## [EXCERPTED DATA]
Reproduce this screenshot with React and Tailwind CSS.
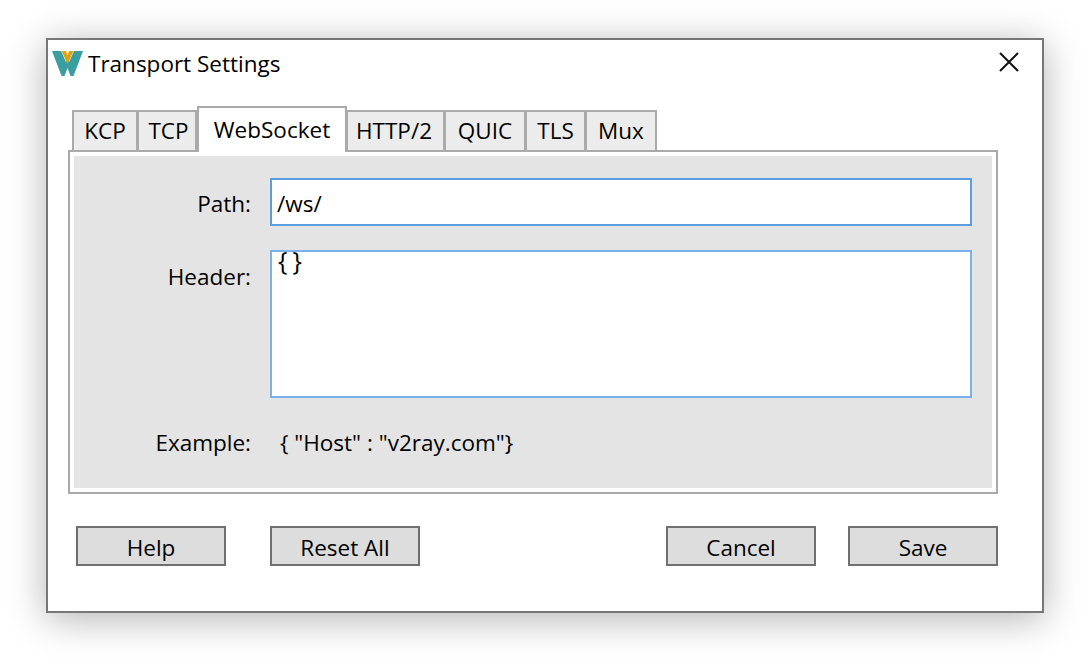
import React from 'react';

const font = "font-['Open_Sans','Noto_Sans',sans-serif]";

const tabs = [
    { name: 'KCP', w: 'w-[66px]' },
    { name: 'TCP', w: 'w-[60px]', pad: 'pl-[3px]' },
    { name: 'WebSocket', w: 'w-[150px]', active: true },
    { name: 'HTTP/2', w: 'w-[99px]', pad: 'pr-[3px]' },
    { name: 'QUIC', w: 'w-[82px]' },
    { name: 'TLS', w: 'w-[61px]' },
    { name: 'Mux', w: 'w-[72px]' },
];

const Logo = () => (
    <svg width="31" height="25" viewBox="0 0 31 25" className="shrink-0">
        <path d="M0 0h9l5 11 1.5-4 1.5 4 5-11h9L21.5 25h-3L15.5 17l-3 8h-3z" fill="#3a9ea0" />
        <path d="M9.5 0h4.5l1.5 4 1.5-4h4.5l-6 13z" fill="#d9a40f" />
    </svg>
);

const Tab = ({ name, w, active, pad = '' }) => (
    active ? (
        <div className={`${w} h-[46px] z-10 relative border-2 border-b-0 border-[#aaaaaa] bg-white flex items-center justify-center`}>
            {name}
        </div>
    ) : (
        <div className={`${w} ${pad} h-[42px] border-2 border-[#aaaaaa] -ml-px first:ml-0 bg-[#ececec] flex items-center justify-center`}>
            {name}
        </div>
    )
);

const Button = ({ children }) => (
    <button className="w-[150px] h-[40px] border-2 border-[#707070] bg-[#dddddd] flex items-center justify-center pt-[4px]">
        {children}
    </button>
);

const App = () => {
    return (
        <div className={`relative w-[1090px] h-[668px] bg-white overflow-hidden text-[22.5px] text-black ${font}`}>
            <div className="pt-[38px] pl-[46px]">
                <div className="relative w-[998px] h-[575px] border-2 border-[#777777] bg-white shadow-[0_6px_36px_rgba(0,0,0,0.3)] flex flex-col">
                    <div className="h-[46px] flex items-center pl-[4px] pr-[23px] justify-between">
                        <div className="flex items-center gap-[5px]">
                            <Logo />
                            <span className="pt-[2px]">Transport Settings</span>
                        </div>
                        <svg width="20" height="20" viewBox="0 0 20 20" stroke="#111" strokeWidth="2" fill="none" className="mb-[2px]">
                            <path d="M1 1l18 18M19 1L1 19" />
                        </svg>
                    </div>

                    <div className="ml-[20px] mt-[20px] w-[930px]">
                        <div className="flex items-end pl-[4px] h-[46px] -mb-[2px]">
                            {tabs.map(t => <Tab key={t.name} {...t} />)}
                        </div>
                        <div className="h-[344px] border-2 border-[#aaaaaa] p-[4px] bg-white">
                            <div className="h-full bg-[#e4e4e4] pt-[22px] pr-[20px] flex flex-col">
                                <div className="flex items-center h-[48px]">
                                    <label className="w-[177px] text-right pt-[3px]">Path:</label>
                                    <input defaultValue="/ws/" className="ml-[19px] w-[702px] h-[48px] border-2 border-[#5a9ee0] bg-white px-[5px] pt-[3px] outline-none" />
                                </div>
                                <div className="flex items-start mt-[24px]">
                                    <label className="w-[177px] text-right pt-[10px]">Header:</label>
                                    <textarea defaultValue="{}" className="ml-[19px] w-[702px] h-[148px] border-2 border-[#7cb0e8] bg-white pl-[6px] text-[25px] tracking-[5px] leading-[17px] outline-none resize-none" />
                                </div>
                                <div className="flex items-center mt-[28px]">
                                    <label className="w-[177px] text-right">Example:</label>
                                    <span className="ml-[29px]">{'{ "Host" : "v2ray.com"}'}</span>
                                </div>
                            </div>
                        </div>
                    </div>

                    <div className="flex ml-[28px] mt-[32px] w-[922px]">
                        <Button>Help</Button>
                        <div className="ml-[44px]"><Button>Reset All</Button></div>
                        <div className="ml-auto"><Button>Cancel</Button></div>
                        <div className="ml-[32px]"><Button>Save</Button></div>
                    </div>
                </div>
            </div>
        </div>
    );
};

export default App;
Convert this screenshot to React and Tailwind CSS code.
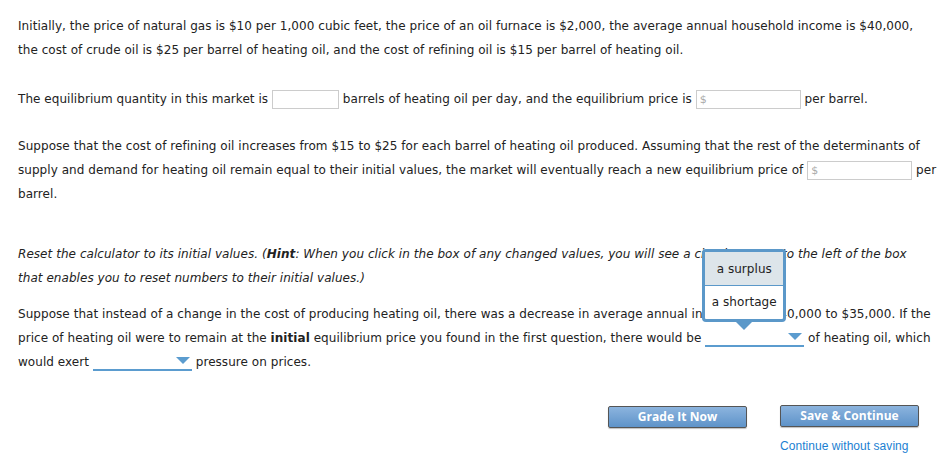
import React from "react";

function Box({ w, dollar }) {
    return (
        <span
            className={`inline-flex items-center align-middle h-[19px] border border-[#cccccc] bg-white px-[3px] text-[11px] text-[#aaaaaa] ${w}`}
        >
            {dollar ? "$" : ""}
        </span>
    );
}

function Select({ w, children }) {
    return (
        <span className={`relative inline-block align-[-5px] h-[18px] border-b-2 border-[#5b9ccf] ${w}`}>
            <svg className="absolute right-[2px] top-[4px]" width="14" height="7" viewBox="0 0 14 7">
                <polygon points="0,0 14,0 7,7" fill="#5b9ccf" />
            </svg>
            {children}
        </span>
    );
}

export default function App() {
    return (
        <div className="w-[946px] h-[466px] bg-white text-[#222] font-['DejaVu_Sans',Verdana,sans-serif] text-[12px] leading-[24px] pl-[18px] pt-[14px] tracking-[0.05px]">
            <p>
                Initially, the price of natural gas is $10 per 1,000 cubic feet, the price of an oil furnace is $2,000, the average annual household income is $40,000,
                <br />
                the cost of crude oil is $25 per barrel of heating oil, and the cost of refining oil is $15 per barrel of heating oil.
            </p>

            <p className="mt-[25px]">
                The equilibrium quantity in this market is <Box w="w-[67px]" /> barrels of heating oil per day, and the equilibrium price is{" "}
                <Box w="w-[105px]" dollar /> per barrel.
            </p>

            <p className="mt-[23px] whitespace-nowrap">
                Suppose that the cost of refining oil increases from $15 to $25 for each barrel of heating oil produced. Assuming that the rest of the determinants of
                <br />
                supply and demand for heating oil remain equal to their initial values, the market will eventually reach a new equilibrium price of{" "}
                <Box w="w-[105px]" dollar /> per
                <br />
                barrel.
            </p>

            <p className="mt-[36px] italic whitespace-nowrap">
                Reset the calculator to its initial values. (<b>Hint</b>: When you click in the box of any changed values, you will see a circular arrow to the left of the box
                <br />
                that enables you to reset numbers to their initial values.)
            </p>

            <p className="mt-[12px] whitespace-nowrap">
                Suppose that instead of a change in the cost of producing heating oil, there was a decrease in average annual income from $40,000 to $35,000. If the
                <br />
                price of heating oil were to remain at the <b>initial</b> equilibrium price you found in the first question, there would be{" "}
                <Select w="w-[99px]">
                    <span className="absolute left-[-3px] bottom-[23px] z-10 w-[84px]">
                        <span className="block rounded-[4px] border-[3px] border-[#5b98c9] bg-white overflow-hidden">
                            <span className="block h-[34px] leading-[34px] bg-[#dde5ea] text-center border-b border-[#5b98c9]">a surplus</span>
                            <span className="block h-[33px] leading-[32px] text-center">a shortage</span>
                        </span>
                        <svg className="absolute left-[34px] bottom-[-8px]" width="16" height="8" viewBox="0 0 16 8">
                            <polygon points="0,0 16,0 8,8" fill="#5b98c9" />
                        </svg>
                    </span>
                </Select>{" "}
                of heating oil, which
                <br />
                would exert <Select w="w-[99px]" /> pressure on prices.
            </p>

            <div className="mt-[31px] flex justify-end gap-[33px] pr-[27px]">
                <div className="w-[139px]">
                    <button className="w-full h-[22px] rounded-[2px] border border-[#555] bg-gradient-to-b from-[#8cb4de] to-[#5e93c9] text-white text-[12px] font-bold font-['Open_Sans',sans-serif] leading-none shadow-[0_1px_1px_rgba(0,0,0,0.25)]">
                        Grade It Now
                    </button>
                </div>
                <div className="w-[139px] flex flex-col">
                    <button className="w-full h-[22px] rounded-[2px] border border-[#555] bg-gradient-to-b from-[#8cb4de] to-[#5e93c9] text-white text-[12px] font-bold font-['Open_Sans',sans-serif] leading-none shadow-[0_1px_1px_rgba(0,0,0,0.25)]">
                        Save &amp; Continue
                    </button>
                    <a className="mt-[12px] text-[12px] leading-[14px] text-[#1b7fd2] font-['Liberation_Sans',Arial,sans-serif] whitespace-nowrap">
                        Continue without saving
                    </a>
                </div>
            </div>
        </div>
    );
}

## [OBJECTIVE]
Using the listing above, show each line holding the string "this".

## [CORRECT OUTPUT]
Reproduce this screenshot with React and Tailwind CSS.
Convert this screenshot to React and Tailwind CSS code.
                The equilibrium quantity in this market is <Box w="w-[67px]" /> barrels of heating oil per day, and the equilibrium price is{" "}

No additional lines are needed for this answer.